First, take the pressure off yourself. Many mediators do so as a part-time
supplement to their law practice. Other lawyers who want to make a career switch to
mediation do so over a long period of time working of their law office space. There are a
number of tips to setting up a mediation friendly office that can be implemented whether
you choose to mediate (full or part time), desire to become more active in representing
clients in mediation or choose to offer mediation related service products in addition to
full service adversarial representation. Marketing in these emerging areas requires a
different emphasis and orientation which can also help your existing law practice.
QUESTION 11:
I JUST GOT MY FIRST MEDIATION CASE. WHAT DO I DO?

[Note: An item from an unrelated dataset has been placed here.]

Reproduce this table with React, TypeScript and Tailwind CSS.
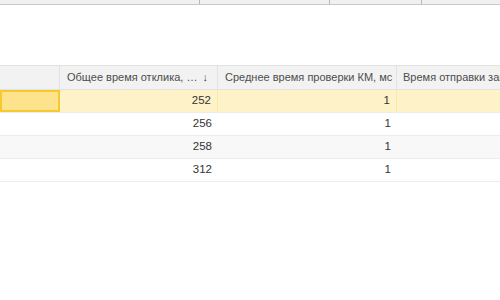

Assuming that you have had sufficient training and you feel comfortable holding
yourself out as a mediator, take a deep breath and look forward to a stimulating and
satisfying experience. Perhaps you might decide to retain a more experienced mediator
supervisor with whom you can consult or join a mediation study group to get direction
and professional support. You can review the current standards of competency or you
might want to review some of the mediator training treatises in the bibliography. Good
luck. And remember: it’s probably not as frightening as your first case as a lawyer and it
is the parties’ mediation not yours. They will probably help you out.